Trump quer terras raras ucranianas
No início de fevereiro, os EUA apresentaram a primeira proposta de um possível acordo com a Ucrânia: a cedência de terras raras ucranianas em troca da assistência continua norte-americana. De acordo com Trump, essa troca serviria como uma garantia ucraniana à ajuda prestada pelos americanos. A primeira proposta foi recusada por Zelensky, que declarou que “não pode vender a Ucrânia” e que as terras pretendidas valem muito mais do que os EUA investiram no país, mas os dois países terão, entretanto, chegado a um acordo nesta matéria.
Zelensky deve visitar a Casa Branca, na sexta-feira (28), para assinar o acordo.
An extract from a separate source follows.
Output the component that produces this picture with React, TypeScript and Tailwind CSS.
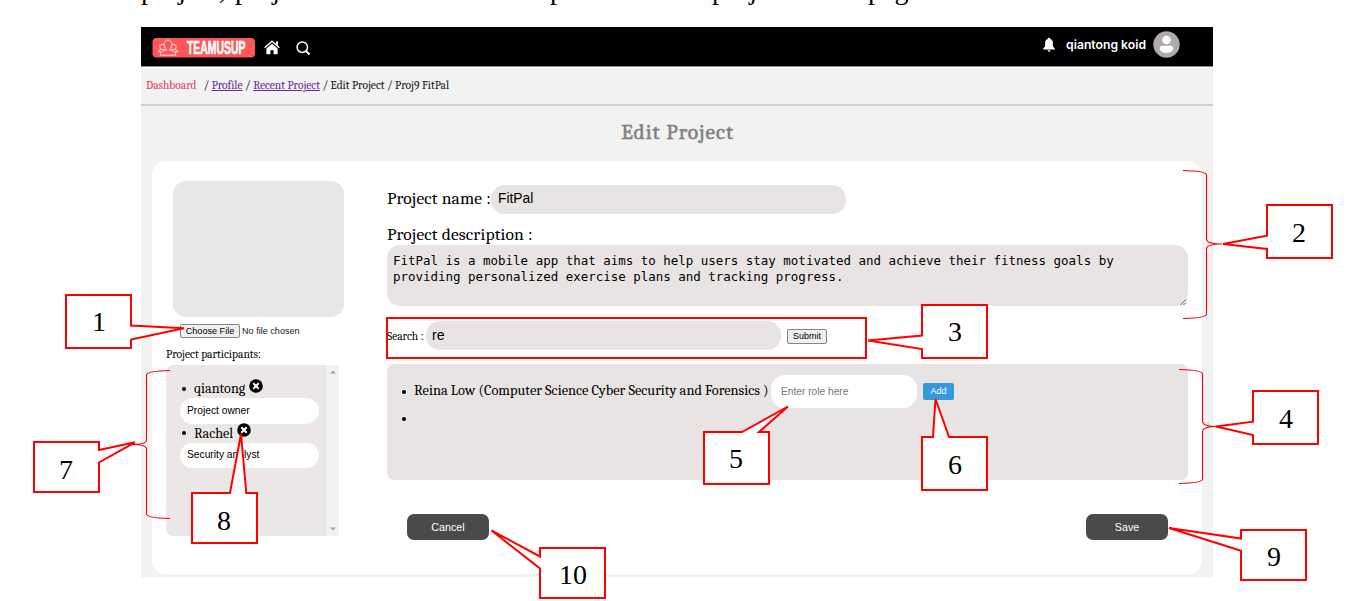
import React from "react";

const serif = "font-[Cambria,Caladea,'Liberation_Serif',serif]";

type Callout = { n: string; d: string; x: number; y: number };

const callouts: Callout[] = [
  { n: "1", d: "M66 295H131V325.5L184 328.3L131 339.5V348H66Z", x: 99, y: 331 },
  { n: "2", d: "M1267 205H1332V258H1267V249L1223 244L1267 235.7Z", x: 1299, y: 242 },
  { n: "3", d: "M922 305H987V358H922V349L868 340.5L922 335.5Z", x: 955, y: 341 },
  { n: "4", d: "M1253 391H1318V444H1253V435L1216 426.5L1253 421.7Z", x: 1286, y: 428 },
  { n: "5", d: "M704 432H742L788 406.5L759 432H769V484H704Z", x: 736, y: 468 },
  { n: "6", d: "M922 437H933L935.5 399L949 437H987V490H922Z", x: 955, y: 474 },
  { n: "7", d: "M34 442H99V450L135 442.3L99 462.5V492H34Z", x: 66, y: 479 },
  { n: "8", d: "M192 493H230L241 434L246.3 493H257V543H192Z", x: 224, y: 530 },
  { n: "9", d: "M1241 530H1306V580H1241V550.7L1169 528L1241 538.5Z", x: 1274, y: 566 },
  { n: "10", d: "M540 548H605V598H540V568.5L491.5 530.5L540 556.5Z", x: 573, y: 584 },
];

const braces = [
  "M1183 170.5Q1206.5 171 1206.5 175V239Q1206.5 244 1222 244Q1206.5 244 1206.5 249V314Q1206.5 318 1183 318.5",
  "M1179 369.5Q1202.5 370 1202.5 374V421Q1202.5 426.5 1217 426.5Q1202.5 426.5 1202.5 432V479Q1202.5 483 1179 483.5",
  "M170 370.5Q146.5 371 146.5 375V440Q146.5 444.5 131 444.5Q146.5 444.5 146.5 449V514Q146.5 518 170 518.5",
];

function Annotations() {
  return (
    <svg className="pointer-events-none absolute left-0 top-0" width="1347" height="601" viewBox="0 0 1347 601">
      <rect x="387" y="318" width="479" height="40" fill="none" stroke="#f00" strokeWidth="2" />
      {callouts.map((c) => (
        <g key={c.n}>
          <path d={c.d} fill="#fff" stroke="#f00" strokeWidth="2" strokeMiterlimit="3" />
          <text x={c.x} y={c.y} textAnchor="middle" className="fill-black font-['Liberation_Serif',serif] text-[28px]">
            {c.n}
          </text>
        </g>
      ))}
      {braces.map((d) => (
        <path key={d} d={d} fill="none" stroke="#f00" strokeWidth="1.1" />
      ))}
    </svg>
  );
}

function Logo() {
  return (
    <svg width="103" height="20" viewBox="0 0 103 20" className="block">
      <rect x="0.500" width="102.500" height="19.500" rx="4" fill="#ff5757" />
      <g fill="none" stroke="#fff" strokeWidth="0.8" strokeLinecap="round" strokeLinejoin="round">
        <path d="M16 2.200c-2.600 0-4 1.700-4 4.200 0 2 .9 3.700 2.300 4.600v1.200c-3.200.4-5.300 1.300-5.600 2.900l-.5 2.100h15.600l-.5-2.100c-.3-1.600-2.400-2.500-5.600-2.900v-1.200c1.400-.9 2.300-2.600 2.300-4.600 0-2.500-1.400-4.200-4-4.200z" />
        <path d="M11.700 6.300c-2-.8-3.800.4-3.800 2.500 0 1.200.5 2.200 1.300 2.800-1.700.2-2.800.8-3.100 2.300h2.800M12.600 11.400c-.5.300-1.600.2-2.400-.1" />
        <path d="M20.300 6.300c2-.8 3.800.4 3.800 2.500 0 1.200-.5 2.200-1.300 2.800 1.700.2 2.800.8 3.100 2.300h-2.800M19.400 11.400c.5.300 1.600.2 2.400-.1" />
      </g>
      <text
        x="35"
        y="16.200"
        textLength="58.500"
        lengthAdjust="spacingAndGlyphs"
        className="fill-white stroke-white stroke-[0.6] font-['Liberation_Sans_Narrow','Liberation_Sans',sans-serif] text-[18px] font-bold"
      >
        TEAMUSUP
      </text>
    </svg>
  );
}

function Header() {
  return (
    <header className="flex h-10 items-start border-b border-[#8d8888] bg-black pl-[11px] pr-[33px]">
      <div className="mt-[11px]">
        <Logo />
      </div>
      <svg className="ml-[9px] mt-[13px]" width="16" height="16" viewBox="0 0 16 16">
        <path d="M0.700 7.700L8 1.300l7.300 6.400" fill="none" stroke="#fff" strokeWidth="1.500" />
        <path d="M12 1.500h2v4l-2-1.800z" fill="#fff" />
        <path d="M8 3.700l5.600 4.900V14.300H9.600v-4H6.400v4H2.400V8.600z" fill="#fff" />
      </svg>
      <svg className="ml-[16px] mt-[14px]" width="15" height="15" viewBox="0 0 15 15" fill="none" stroke="#fff">
        <circle cx="6.300" cy="6.200" r="5.200" strokeWidth="1.500" />
        <path d="M10 10l3.500 3.500" strokeWidth="1.900" />
      </svg>
      <svg className="ml-auto mt-[10px]" width="12" height="16" viewBox="0 0 12 16" fill="#fff">
        <path d="M6 .8c.8 0 1.200.5 1.200 1.200C9 2.600 9.900 4 9.900 6v3.500l1.900 2v1H.2v-1l1.900-2V6c0-2 .9-3.400 2.700-4C4.800 1.300 5.200.8 6 .8zM4.600 13.300h2.800c0 .9-.6 1.500-1.400 1.500s-1.400-.6-1.400-1.500z" />
      </svg>
      <span className="ml-[11px] mt-[9px] whitespace-nowrap font-[Inter,'Liberation_Sans',sans-serif] text-[12.200px] font-semibold leading-[18px] text-white">
        qiantong koid
      </span>
      <svg className="ml-[7px] mt-[4px]" width="27" height="27" viewBox="0 0 27 27">
        <circle cx="13.500" cy="13.500" r="13.200" fill="#afabab" />
        <circle cx="13.500" cy="9" r="4.300" fill="#fff" />
        <path d="M9.500 14.800h8c1.700 0 2.700 1.100 2.700 2.400 0 2.900-3 4.600-6.700 4.600s-6.700-1.700-6.700-4.600c0-1.300 1-2.400 2.700-2.400z" fill="#fff" />
      </svg>
    </header>
  );
}

function Breadcrumb() {
  return (
    <nav className={`${serif} flex h-[39px] items-center whitespace-nowrap border-b-2 border-t border-b-[#cfd0d0] border-t-white pl-[5px] text-[11.450px] text-[#111]`}>
      <span className="w-[57.500px] text-[#e0405c]">Dashboard</span>
      <span className="whitespace-pre">
        /{" "}
        <a className="text-[#5f2b96] underline">Profile</a> /{" "}
        <a className="text-[#5f2b96] underline">Recent Project</a> / Edit Project / Proj9 FitPal
      </span>
    </nav>
  );
}

function Participant({ name, role }: { name: string; role: string }) {
  return (
    <li className="h-[44.500px]">
      <div className="flex h-[19px] items-center">
        <span className="ml-[2px] size-1 rounded-full bg-black" />
        <span className="ml-[8px] text-[14.200px] leading-[19px]">{name}</span>
        <svg className="mb-[6px] ml-[4px]" width="14" height="14" viewBox="0 0 14 14">
          <circle cx="7" cy="7" r="6.800" fill="#000" />
          <path d="M4.300 4.300l5.400 5.400M9.700 4.300l-5.400 5.400" stroke="#fff" strokeWidth="2" />
        </svg>
      </div>
      <div className="flex h-[25.500px] w-[139px] items-center rounded-full bg-white pb-px pl-[7px] font-['Liberation_Sans',sans-serif] text-[10.250px]">
        {role}
      </div>
    </li>
  );
}

function Sidebar() {
  return (
    <aside className="w-[192px] pl-[14px] pt-[20px]">
      <div className="ml-[7px] h-[136.500px] w-[171px] rounded-[13px] bg-[#e8e7e5]" />
      <div className="ml-[14px] mt-[7px] flex items-center font-['Liberation_Sans',sans-serif] text-[9.100px] leading-[12px]">
        <span className="flex h-[14px] w-[60px] items-center justify-center rounded-[2px] border border-[#858585] bg-[#efefef]">
          Choose File
        </span>
        <span className="ml-[2px] text-[#222]">No file chosen</span>
      </div>
      <h2 className={`${serif} mt-[10px] text-[11.500px] leading-[14px]`}>Project participants:</h2>
      <div className="mt-[3px] flex h-[171px] w-[173px] overflow-hidden rounded-l-[7px] bg-[#ece7e7]">
        <ul className={`${serif} w-[160px] pl-[14px] pt-[14px]`}>
          <Participant name="qiantong" role="Project owner" />
          <Participant name="Rachel" role="Security analyst" />
        </ul>
        <div className="flex w-[13px] flex-col items-center justify-between bg-[#f1f1f1] py-[5px]">
          <svg width="6" height="4" viewBox="0 0 6 4">
            <path d="M0 3.500L3 .5l3 3z" fill="#a3a3a3" />
          </svg>
          <svg width="6" height="4" viewBox="0 0 6 4">
            <path d="M0 .5l3 3 3-3z" fill="#a3a3a3" />
          </svg>
        </div>
      </div>
    </aside>
  );
}

function Details() {
  return (
    <section className="ml-[43px] w-[801px] pt-[24px]">
      <div className={`${serif} flex text-[17.500px] tracking-[0.150px]`}>
        <span className="w-[104px] whitespace-nowrap leading-[26px]">Project name :</span>
        <span className="flex h-[29.500px] w-[355px] rounded-[14px] bg-[#e8e4e3] pl-[7px] font-['Liberation_Sans',sans-serif] text-[13.800px] leading-[28px] tracking-normal">
          FitPal
        </span>
      </div>
      <div className={`${serif} mt-[10px] whitespace-nowrap text-[17.500px] leading-[21px] tracking-[0.150px]`}>
        Project description :
      </div>
      <div className="relative h-[61px] rounded-[13px] bg-[#e8e4e3] px-[6px] pt-[8px] font-['DejaVu_Sans_Mono','Liberation_Mono',monospace] text-[12.470px] leading-[16px]">
        <p className="whitespace-pre">
          {"FitPal is a mobile app that aims to help users stay motivated and achieve their fitness goals by\nproviding personalized exercise plans and tracking progress."}
        </p>
        <svg className="absolute bottom-0 right-[1px]" width="7" height="7" viewBox="0 0 7 7" stroke="#555">
          <path d="M.5 6L6 .5M3.500 6L6 3.500" />
        </svg>
      </div>
      <div className="mt-[15px] flex h-[30px] items-start">
        <span className={`${serif} w-[39px] whitespace-nowrap text-[11.450px] leading-[31px]`}>Search :</span>
        <span className="h-[29px] w-[355px] rounded-[14px] bg-[#e8e4e3] pl-[6px] font-['Liberation_Sans',sans-serif] text-[14.200px] leading-[28px]">
          re
        </span>
        <span className="ml-[6px] mt-[8px] flex h-[15px] w-[40px] items-center justify-center rounded-[2px] border border-[#858585] bg-[#efefef] font-['Liberation_Sans',sans-serif] text-[9px]">
          Submit
        </span>
      </div>
      <ul className={`${serif} mt-[13px] h-[116px] rounded-[7px] bg-[#e8e4e3] pl-[15px] pt-[11px]`}>
        <li className="flex h-[33px] items-center">
          <span className="size-1 rounded-full bg-black" />
          <span className="ml-[8px] w-[357px] whitespace-nowrap pb-px text-[14.400px]">
            Reina Low (Computer Science Cyber Security and Forensics )
          </span>
          <span className="flex h-[33px] w-[146px] items-center rounded-[14px] bg-white pl-[10px] font-['Liberation_Sans',sans-serif] text-[10.200px] text-[#777]">
            Enter role here
          </span>
          <span className="ml-[6px] flex h-[17px] w-[31px] items-center justify-center rounded-[2px] bg-[#3498db] font-['Liberation_Sans',sans-serif] text-[9px] text-white">
            Add
          </span>
        </li>
        <li className="flex h-[22px] items-center">
          <span className="size-1 rounded-full bg-black" />
        </li>
      </ul>
      <div className="mt-[34px] flex justify-between px-[20px] font-['Liberation_Sans',sans-serif] text-[10.700px] text-white">
        <span className="flex h-[26px] w-[82px] items-center justify-center rounded-[7px] bg-[#4a4a4a]">Cancel</span>
        <span className="flex h-[26px] w-[82px] items-center justify-center rounded-[7px] bg-[#4a4a4a]">Save</span>
      </div>
    </section>
  );
}

const intro = [
  { text: "project,", x: 141 },
  { text: "project", x: 235 },
  { text: "p", x: 550 },
  { text: "project", x: 712 },
  { text: "page", x: 868 },
];

export default function App() {
  return (
    <div className="relative h-[601px] w-[1347px] overflow-hidden bg-white text-black">
      <div className="h-[27px]">
        <svg width="1347" height="27" className="block">
          {intro.map((w) => (
            <text key={w.x} x={w.x} y="-1" className="fill-black font-['Liberation_Serif',serif] text-[28px]">
              {w.text}
            </text>
          ))}
        </svg>
      </div>
      <main className="ml-[141px] h-[550px] w-[1072px] bg-[#f2f2f2]">
        <Header />
        <Breadcrumb />
        <h1 className={`${serif} h-[54.500px] pl-[1px] text-center text-[21.500px] leading-[53px] tracking-[0.950px] text-[#808080] [-webkit-text-stroke:0.5px_#808080]`}>
          Edit Project
        </h1>
        <div className="ml-[11px] flex h-[413.500px] w-[1050px] rounded-[14px] bg-white">
          <Sidebar />
          <Details />
        </div>
      </main>
      <Annotations />
    </div>
  );
}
Será o primeiro encontro desde a troca azeda de palavras dos dois líderes na sequência da cimeira entre EUA e Rússia em Riade.
As tais terras raras que Trump cobiça são minas com um grupo de 17 elementos químicos que são fundamentais para as indústrias altamente tecnológicas, como aeronáutica e espacial. Eles servem para a produção de chips eletrónicos, motores e ímans. Apesar do nome “raro”, os elementos não são escassos no mundo. O seu nome vem do facto de eles serem dificilmente encontrados na sua forma pura. E por estarem, geralmente, acompanhados de elementos radioativos (como o urânio), têm uma extração difícil, dispendiosa e muito poluente.
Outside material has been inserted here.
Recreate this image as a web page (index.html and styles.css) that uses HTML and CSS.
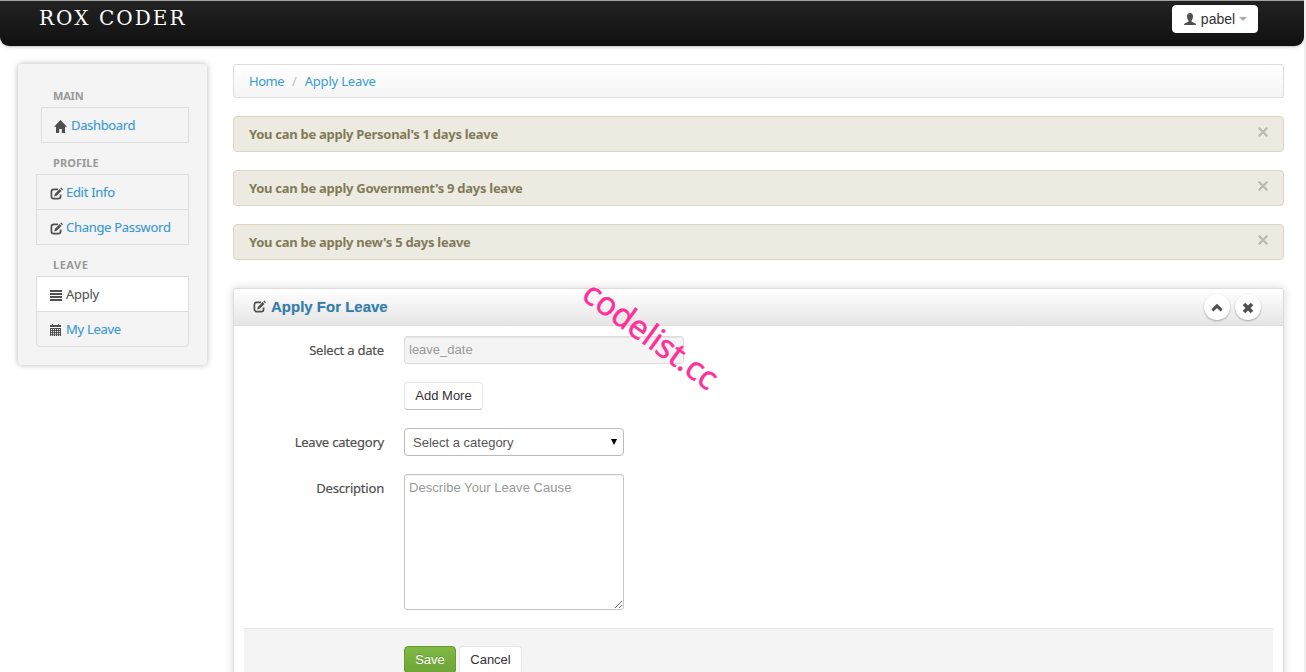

Além desses elementos, a Ucrânia também é rica em reservas de lítio e titânio, usados na fabricação de baterias e na ligação de metais com alta resistência. Ou seja, são fundamentais para as novas indústrias, cujo domínio está em disputa entre EUA e China. Apesar de ainda ter iniciado a extração, há mais de 450 mil toneladas de lítio sob o solo ucraniano, sendo que parte dele está sob domínio militar russo.
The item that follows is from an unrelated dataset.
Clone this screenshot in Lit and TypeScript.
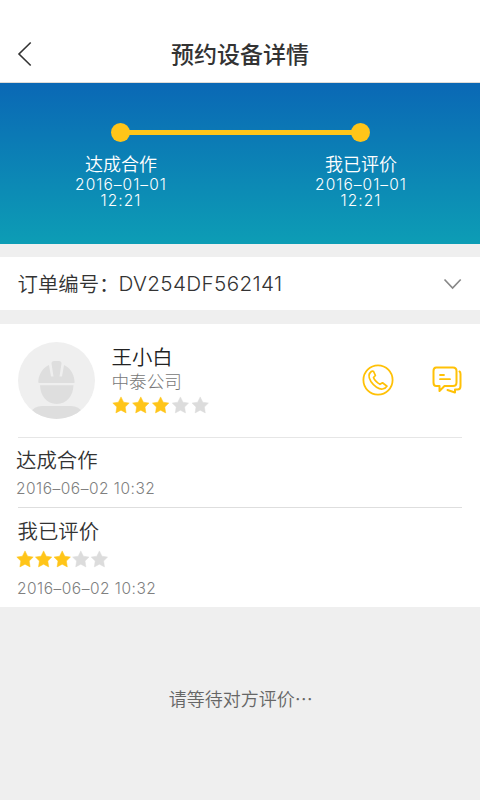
import { LitElement, html, css, svg } from "lit";
import { customElement, property } from "lit/decorators.js";

@customElement("star-rating")
class StarRating extends LitElement {
  @property({ type: Number }) value = 0;
  @property({ type: Number }) step = 20;
  static styles = css`
    :host { display: block; height: 18px; }
    svg { display: block; overflow: visible; }
    .on { fill: #ffc519; stroke: #ffc519; }
    .off { fill: #dcdcdc; stroke: #dcdcdc; }
    path { stroke-width: .5; stroke-linejoin: round; }
  `;
  render() {
    return html`<svg width="100" height="18">
      ${[0, 1, 2, 3, 4].map(
        (i) => svg`<path class=${i < this.value ? "on" : "off"}
          transform=${`translate(${i * this.step} 0)`}
          d="M9 .9 11.600 6.200 17.200 7.100 13.200 11 14.100 16.900 9 14.200 3.900 16.900 4.800 11 .8 7.100 6.400 6.200Z"/>`
      )}
    </svg>`;
  }
}

@customElement("app-root")
class AppRoot extends LitElement {
  static styles = css`
    :host {
      display: flex; flex-direction: column; height: 800px; width: 480px;
      background: #efefef; overflow: hidden; color: #333;
      font-family: "Noto Sans CJK SC DemiLight", "Noto Sans CJK SC", sans-serif; font-weight: 350;
    }
    * { box-sizing: border-box; }
    svg { display: block; flex: none; }
    header {
      height: 83px; background: #fff; border-bottom: 1px solid #dedcd8;
      display: grid; grid-template-columns: 60px 1fr 60px; padding-top: 26px;
    }
    header svg { margin: 14px 0 0 16px; }
    h1 { margin: -1px 0 0; font: 500 23px/56px "Noto Sans CJK SC", sans-serif; text-align: center; }
    .progress {
      height: 161px; background: linear-gradient(#0a68b5, #0d9db5); color: #fff;
      padding-top: 39.5px;
    }
    .track { display: flex; align-items: center; margin: 0 110px 0 110.5px; height: 20px; }
    .dot { width: 19.5px; height: 19.5px; flex: none; border-radius: 50%; background: #ffc519; }
    .bar { flex: 1; height: 5px; margin: 0 -2px; background: #ffc519; }
    .steps { display: flex; justify-content: space-between; padding: 0 59px 0 61px; }
    .step { width: 120px; text-align: center; }
    .step b { display: block; font-weight: 300; font-size: 18px; line-height: 26px; margin: 7px 0 1px; }
    .step span { display: block; font: 300 15.5px/16px Inter, sans-serif; letter-spacing: 1.05px; }
    .order {
      height: 53px; margin: 13px 0 14px; background: #fff; padding: 0 18px;
      display: flex; align-items: center; font-size: 20.4px;
    }
    .label { width: 101px; white-space: nowrap; margin: -2px 0 0 -.5px; }
    .number { flex: 1; font: 300 20.700px/24px Inter, sans-serif; letter-spacing: .35px; }
    .card { height: 283px; background: #fff; padding: 0 18px; }
    .person { height: 114px; display: flex; padding-top: 18px; border-bottom: 1px solid #e6e6e6; }
    .info { flex: 1; padding-left: 16.5px; }
    .name { font-size: 20.4px; line-height: 28px; color: #222; }
    .company { font: 300 17.6px/21px "Noto Sans CJK SC", sans-serif; color: #777; }
    .info star-rating { margin: 5px 0 0 0; }
    .phone { margin: 22px 37.5px 0 0; }
    .chat { margin: 22px 0 0; }
    .event { height: 70px; border-bottom: 1px solid #dedede; }
    .event:last-child { border: 0; height: 100px; }
    .title { font-size: 20.4px; line-height: 30px; padding-top: 7px; height: 38px; margin-left: -.5px; }
    .shift.title { padding-top: 6px; }
    .time {
      font: 300 15.5px/20px Inter, sans-serif; letter-spacing: .5px; color: #808080;
      margin-top: 3px; margin-left: -1px;
    }
    .shift { margin-left: -2px; }
    .event star-rating { margin: 4px 0 0 -2px; }
    .event star-rating + .time { margin-top: 11px; }
    .wait { text-align: center; font-size: 18px; line-height: 26px; color: #666; margin: 77.5px 0 0 1.5px; }
  `;

  render() {
    return html`
      <header>
        <svg width="18" height="28" viewBox="0 0 18 28" fill="none" stroke="#333" stroke-width="1.6">
          <path d="M14.7 2.5 3 14 14.7 25.5"/>
        </svg>
        <h1>预约设备详情</h1>
      </header>
      <section class="progress">
        <div class="track"><i class="dot"></i><i class="bar"></i><i class="dot"></i></div>
        <div class="steps">
          ${["达成合作", "我已评价"].map(
            (t) => html`<div class="step"><b>${t}</b><span>2016–01–01</span><span>12:21</span></div>`
          )}
        </div>
      </section>
      <section class="order">
        <span class="label" lang="zh-CN">订单编号：</span>
        <span class="number">DV254DF562141</span>
        <svg width="19" height="12" viewBox="0 0 19 12" fill="none" stroke="#888" stroke-width="1.7">
          <path d="M1.5 1.5 9.6 10 17.7 1.5"/>
        </svg>
      </section>
      <section class="card">
        <div class="person">
          <svg width="77" height="77" viewBox="0 0 77 77">
            <defs><clipPath id="disc"><circle cx="38.5" cy="38.5" r="38.5"/></clipPath></defs>
            <circle cx="38.5" cy="38.5" r="38.5" fill="#efefef"/>
            <g fill="#dedede" clip-path="url(#disc)">
              <path d="M21 41Q20 41 20.300 39C21 31 26 25 31 23L33 34.500H35.500L33.500 21.500Q33.500 19 36 19H41Q43.500 19 43.500 21.500L41.500 34.500H44L46 23C51 25 56 31 56.500 39Q57 41 56 41Z"/>
              <path d="M22 43.300H55.500C55 54 49 62 38.700 62S22.500 54 22 43.300Z"/>
              <path d="M12 77V71Q16 64 24 64H53Q61 64 65 71V77Z"/>
            </g>
          </svg>
          <div class="info">
            <div class="name">王小白</div>
            <div class="company">中泰公司</div>
            <star-rating value="3" step="19.8"></star-rating>
          </div>
          <svg class="phone" width="32" height="32" viewBox="0 0 32 32" fill="none" stroke="#ffc107" stroke-width="1.8" stroke-linejoin="round">
            <circle cx="16" cy="16" r="14.600"/>
            <path stroke-width="1.700" d="M9.300 7.500C6 10 6.400 13.500 8.900 17.500C12 22.200 17 25.500 20.500 25C22.500 24.700 24.200 23.700 25 22.200L20.500 18.800L18 20.300C15.500 19.300 12.300 16 11.500 13.500L13.400 11.500L11.600 7.500Q10.500 6.600 9.300 7.500Z"/>
          </svg>
          <svg class="chat" width="31" height="32" viewBox="0 0 31 32" fill="none" stroke="#ffc107" stroke-width="2" stroke-linecap="round" stroke-linejoin="round">
            <path d="M5.200 3.500H22Q25.500 3.500 25.500 7V18.500Q25.500 22 22 22H13.500L8.500 27V22H5.200Q2.500 22 2.500 18.500V7Q2.500 3.500 5.200 3.500Z"/>
            <path d="M28.500 7.500Q29.500 8 29.500 10V22Q29.500 25.500 26.500 25.500H24V28.500L16.500 26"/>
            <path stroke-width="1.800" d="M9 11H13M9 15.200H19"/>
          </svg>
        </div>
        <div class="event">
          <div class="title shift">达成合作</div>
          <div class="time shift">2016–06–02 10:32</div>
        </div>
        <div class="event">
          <div class="title">我已评价</div>
          <star-rating value="3" step="18.6"></star-rating>
          <div class="time">2016–06–02 10:32</div>
        </div>
      </section>
      <div class="wait">请等待对方评价⋯</div>
    `;
  }
}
Sendo assim, essa questão pode ser determinante nas negociações pelo fim da guerra. Com territórios em disputa, EUA, Ucrânia e Rússia vão lutar por cada centímetro de terra. A Ucrânia, naturalmente, não quer perder territórios (ainda mais aqueles tão valiosos economicamente), a Rússia não deve querer abrir mão das regiões que conquistou e os EUA não querem que os metais parem nas mãos dos chineses (grandes aliados de Putin).